* [DATA BLOCK]
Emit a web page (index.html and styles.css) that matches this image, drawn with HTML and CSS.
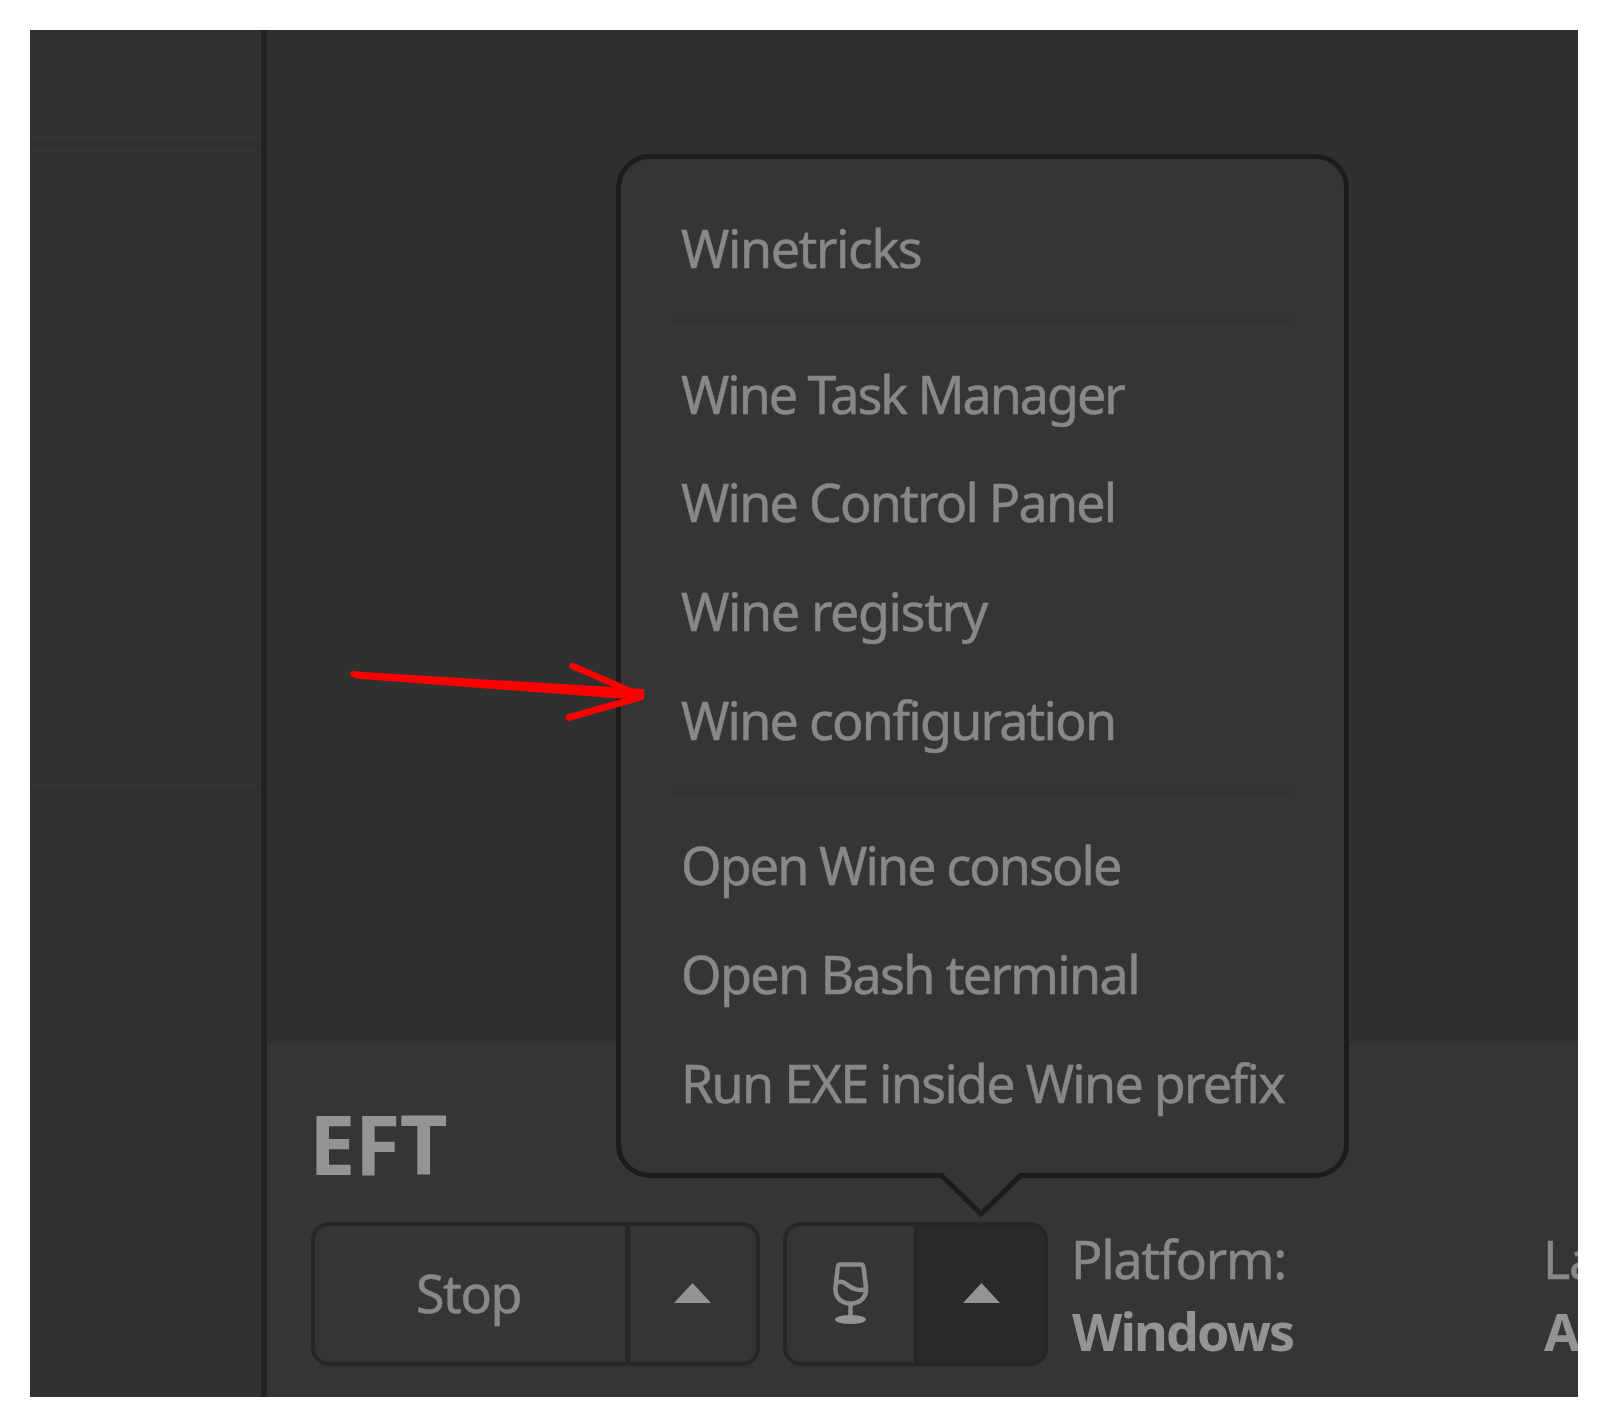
FILE: index.html
```html
<!DOCTYPE html>
<html lang="en">
<head>
<meta charset="utf-8">
<title>Wine menu</title>
<link rel="stylesheet" href="styles.css">
</head>
<body>
<div class="window">
  <aside class="sidebar">
    <div class="side-section side-head"></div>
    <div class="side-section side-list"></div>
    <div class="side-section side-rest"></div>
  </aside>
  <main class="content">
    <div class="library"></div>
    <section class="game-bar">
      <h1 class="game-title">EFT</h1>
      <div class="controls">
        <div class="split-button play">
          <button class="main-part">Stop</button>
          <button class="arrow-part"><svg class="caret" viewBox="0 0 37 20"><path d="M18.5 0 37 20H0Z"/></svg></button>
        </div>
        <div class="split-button runner">
          <button class="main-part">
            <svg class="glass" viewBox="0 0 36 64">
              <path d="M7 3.500H28Q30 3.500 30.400 6L33 26C34 37 26.500 42.500 17.700 42.500S1.500 37 2.500 26L4.800 6Q5 3.500 7 3.500Z"/>
              <path d="M3.500 21.500C15 17.500 14.500 31.500 32.500 28.500M17.500 42V56"/>
              <ellipse cx="17.500" cy="58.500" rx="15.500" ry="4.500"/>
            </svg>
          </button>
          <button class="arrow-part active"><svg class="caret" viewBox="0 0 37 20"><path d="M18.500 0 37 20H0Z"/></svg></button>
        </div>
        <dl class="info platform"><dt>Platform:</dt><dd>Windows</dd></dl>
        <dl class="info last"><dt>La</dt><dd>A</dd></dl>
      </div>
    </section>
  </main>
</div>

<nav class="popover">
  <a class="item winetricks">Winetricks</a>
  <hr>
  <a class="item task-manager">Wine Task Manager</a>
  <a class="item control-panel">Wine Control Panel</a>
  <a class="item registry">Wine registry</a>
  <a class="item configuration">Wine configuration</a>
  <hr class="second">
  <a class="item console">Open Wine console</a>
  <a class="item terminal">Open Bash terminal</a>
  <a class="item run-exe">Run EXE inside Wine prefix</a>
  <svg class="tail" viewBox="0 0 88 48"><path class="tail-fill" d="M2 0H86V5H82L44 42 6 5H2Z"/><path class="tail-line" d="M0 2.500H4.500L44 41 83.500 2.500H88"/></svg>
</nav>

<svg class="pointer" viewBox="0 0 300 64">
  <path class="shaft" d="M3 11Q5 11 12 12L294 29V39L270 38.500 6 18.500Q0 16 0 13 0 11 3 11Z"/>
  <path class="head" d="M222.500 6 280 31M219 57.500 291 37"/>
</svg>
</body>
</html>
```
FILE: styles.css
```css
* { box-sizing: border-box; }
body {
  margin: 0;
  padding: 30px;
  width: 1608px;
  height: 1428px;
  background: #fff;
  color: #888886;
  font-family: "Noto Sans", sans-serif;
  font-size: 52px;
  position: relative;
  overflow: hidden;
}
.window { display: flex; width: 1548px; height: 1367px; overflow: hidden; }
.sidebar {
  display: flex;
  flex-direction: column;
  flex: none;
  width: 237px;
  background: #323232;
  border-right: 6px solid #232323;
}
.side-section { border-bottom: 5px solid #2f2f2f; }
.side-head { height: 117px; }
.side-list { height: 646px; }
.side-rest { flex: 1; border: 0; }
.content { flex: 1; min-width: 0; display: flex; flex-direction: column; background: #303030; }
.library { flex: 1; }
.game-bar { height: 354px; padding: 54px 0 0 44px; background: #353535; }
.game-title { margin: 0 0 0 -2px; height: 125px; font-size: 83px; line-height: 91px; letter-spacing: -0.700px; color: #949492; }
.controls { display: flex; }
.split-button {
  display: flex;
  flex: none;
  height: 144px;
  border: 4.500px solid #272727;
  border-radius: 18px;
  overflow: hidden;
}
.play { width: 449px; margin-right: 23px; }
.runner { width: 265px; }
button {
  display: flex;
  align-items: center;
  justify-content: center;
  padding: 0;
  border: 0;
  background: none;
  color: inherit;
  font: inherit;
  -webkit-text-stroke: inherit;
}
.main-part { flex: 1; padding: 0 3px 3px 0; letter-spacing: -1.400px; }
.arrow-part { width: 131px; border-left: 5px solid #272727; }
.play .arrow-part { padding-right: 2px; }
.runner .arrow-part { width: 130px; border-left-width: 4px; }
.active { background: #2a2a2a; }
.caret { width: 37px; height: 20px; margin-top: -3px; fill: #949492; }
.glass { width: 36px; height: 64px; margin-left: 3px; fill: none; stroke: #8b8b89; stroke-width: 4.500; }
.glass ellipse { fill: #949492; stroke: none; }
.info { flex: none; margin: 0; line-height: 72px; white-space: nowrap; }
.info dt { margin: 1px 0 0 -1px; letter-spacing: -1.250px; }
.info dd { margin: 0; font-weight: 700; letter-spacing: -1.900px; color: #949492; }
.platform { width: 472px; margin-left: 24px; }
.item, .main-part, .info dt { -webkit-text-stroke: 0.500px #888886; }

.popover {
  position: absolute;
  left: 616px;
  top: 154px;
  width: 733px;
  height: 1024px;
  padding: 35px 52px;
  border: 5px solid #1c1c1c;
  border-radius: 34px;
  background: #353535;
}
.item { display: block; height: 108.700px; padding-left: 8px; line-height: 108.700px; white-space: nowrap; }
.winetricks { letter-spacing: -1.420px; }
.task-manager { letter-spacing: -2.040px; }
.control-panel { letter-spacing: -1.770px; }
.registry { letter-spacing: -1.370px; }
.configuration { letter-spacing: -1.770px; }
.console { letter-spacing: -1.920px; }
.terminal { letter-spacing: -1.640px; }
.run-exe { letter-spacing: -1.730px; }
.popover hr { height: 4px; margin: 16px 0 17px; border: 0; background: #313131; }
.popover .second { margin: 17px 0 16px; }
.tail { position: absolute; left: 316px; top: 1014px; width: 88px; height: 48px; }
.tail-fill { fill: #353535; }
.tail-line { fill: none; stroke: #1c1c1c; stroke-width: 5; }

.pointer { position: absolute; left: 350px; top: 660px; width: 300px; height: 64px; fill: #f00; }
.head { fill: none; stroke: #f00; stroke-width: 6.500; stroke-linecap: round; }
```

* [STATED TASK] Copy the material above in full and exactly, skipping pictures.

* [CORRECT OUTPUT]
Emit a web page (index.html and styles.css) that matches this image, drawn with HTML and CSS.
FILE: index.html
```html
<!DOCTYPE html>
<html lang="en">
<head>
<meta charset="utf-8">
<title>Wine menu</title>
<link rel="stylesheet" href="styles.css">
</head>
<body>
<div class="window">
  <aside class="sidebar">
    <div class="side-section side-head"></div>
    <div class="side-section side-list"></div>
    <div class="side-section side-rest"></div>
  </aside>
  <main class="content">
    <div class="library"></div>
    <section class="game-bar">
      <h1 class="game-title">EFT</h1>
      <div class="controls">
        <div class="split-button play">
          <button class="main-part">Stop</button>
          <button class="arrow-part"><svg class="caret" viewBox="0 0 37 20"><path d="M18.5 0 37 20H0Z"/></svg></button>
        </div>
        <div class="split-button runner">
          <button class="main-part">
            <svg class="glass" viewBox="0 0 36 64">
              <path d="M7 3.500H28Q30 3.500 30.400 6L33 26C34 37 26.500 42.500 17.700 42.500S1.500 37 2.500 26L4.800 6Q5 3.500 7 3.500Z"/>
              <path d="M3.500 21.500C15 17.500 14.500 31.500 32.500 28.500M17.500 42V56"/>
              <ellipse cx="17.500" cy="58.500" rx="15.500" ry="4.500"/>
            </svg>
          </button>
          <button class="arrow-part active"><svg class="caret" viewBox="0 0 37 20"><path d="M18.500 0 37 20H0Z"/></svg></button>
        </div>
        <dl class="info platform"><dt>Platform:</dt><dd>Windows</dd></dl>
        <dl class="info last"><dt>La</dt><dd>A</dd></dl>
      </div>
    </section>
  </main>
</div>

<nav class="popover">
  <a class="item winetricks">Winetricks</a>
  <hr>
  <a class="item task-manager">Wine Task Manager</a>
  <a class="item control-panel">Wine Control Panel</a>
  <a class="item registry">Wine registry</a>
  <a class="item configuration">Wine configuration</a>
  <hr class="second">
  <a class="item console">Open Wine console</a>
  <a class="item terminal">Open Bash terminal</a>
  <a class="item run-exe">Run EXE inside Wine prefix</a>
  <svg class="tail" viewBox="0 0 88 48"><path class="tail-fill" d="M2 0H86V5H82L44 42 6 5H2Z"/><path class="tail-line" d="M0 2.500H4.500L44 41 83.500 2.500H88"/></svg>
</nav>

<svg class="pointer" viewBox="0 0 300 64">
  <path class="shaft" d="M3 11Q5 11 12 12L294 29V39L270 38.500 6 18.500Q0 16 0 13 0 11 3 11Z"/>
  <path class="head" d="M222.500 6 280 31M219 57.500 291 37"/>
</svg>
</body>
</html>
```
FILE: styles.css
```css
* { box-sizing: border-box; }
body {
  margin: 0;
  padding: 30px;
  width: 1608px;
  height: 1428px;
  background: #fff;
  color: #888886;
  font-family: "Noto Sans", sans-serif;
  font-size: 52px;
  position: relative;
  overflow: hidden;
}
.window { display: flex; width: 1548px; height: 1367px; overflow: hidden; }
.sidebar {
  display: flex;
  flex-direction: column;
  flex: none;
  width: 237px;
  background: #323232;
  border-right: 6px solid #232323;
}
.side-section { border-bottom: 5px solid #2f2f2f; }
.side-head { height: 117px; }
.side-list { height: 646px; }
.side-rest { flex: 1; border: 0; }
.content { flex: 1; min-width: 0; display: flex; flex-direction: column; background: #303030; }
.library { flex: 1; }
.game-bar { height: 354px; padding: 54px 0 0 44px; background: #353535; }
.game-title { margin: 0 0 0 -2px; height: 125px; font-size: 83px; line-height: 91px; letter-spacing: -0.700px; color: #949492; }
.controls { display: flex; }
.split-button {
  display: flex;
  flex: none;
  height: 144px;
  border: 4.500px solid #272727;
  border-radius: 18px;
  overflow: hidden;
}
.play { width: 449px; margin-right: 23px; }
.runner { width: 265px; }
button {
  display: flex;
  align-items: center;
  justify-content: center;
  padding: 0;
  border: 0;
  background: none;
  color: inherit;
  font: inherit;
  -webkit-text-stroke: inherit;
}
.main-part { flex: 1; padding: 0 3px 3px 0; letter-spacing: -1.400px; }
.arrow-part { width: 131px; border-left: 5px solid #272727; }
.play .arrow-part { padding-right: 2px; }
.runner .arrow-part { width: 130px; border-left-width: 4px; }
.active { background: #2a2a2a; }
.caret { width: 37px; height: 20px; margin-top: -3px; fill: #949492; }
.glass { width: 36px; height: 64px; margin-left: 3px; fill: none; stroke: #8b8b89; stroke-width: 4.500; }
.glass ellipse { fill: #949492; stroke: none; }
.info { flex: none; margin: 0; line-height: 72px; white-space: nowrap; }
.info dt { margin: 1px 0 0 -1px; letter-spacing: -1.250px; }
.info dd { margin: 0; font-weight: 700; letter-spacing: -1.900px; color: #949492; }
.platform { width: 472px; margin-left: 24px; }
.item, .main-part, .info dt { -webkit-text-stroke: 0.500px #888886; }

.popover {
  position: absolute;
  left: 616px;
  top: 154px;
  width: 733px;
  height: 1024px;
  padding: 35px 52px;
  border: 5px solid #1c1c1c;
  border-radius: 34px;
  background: #353535;
}
.item { display: block; height: 108.700px; padding-left: 8px; line-height: 108.700px; white-space: nowrap; }
.winetricks { letter-spacing: -1.420px; }
.task-manager { letter-spacing: -2.040px; }
.control-panel { letter-spacing: -1.770px; }
.registry { letter-spacing: -1.370px; }
.configuration { letter-spacing: -1.770px; }
.console { letter-spacing: -1.920px; }
.terminal { letter-spacing: -1.640px; }
.run-exe { letter-spacing: -1.730px; }
.popover hr { height: 4px; margin: 16px 0 17px; border: 0; background: #313131; }
.popover .second { margin: 17px 0 16px; }
.tail { position: absolute; left: 316px; top: 1014px; width: 88px; height: 48px; }
.tail-fill { fill: #353535; }
.tail-line { fill: none; stroke: #1c1c1c; stroke-width: 5; }

.pointer { position: absolute; left: 350px; top: 660px; width: 300px; height: 64px; fill: #f00; }
.head { fill: none; stroke: #f00; stroke-width: 6.500; stroke-linecap: round; }
```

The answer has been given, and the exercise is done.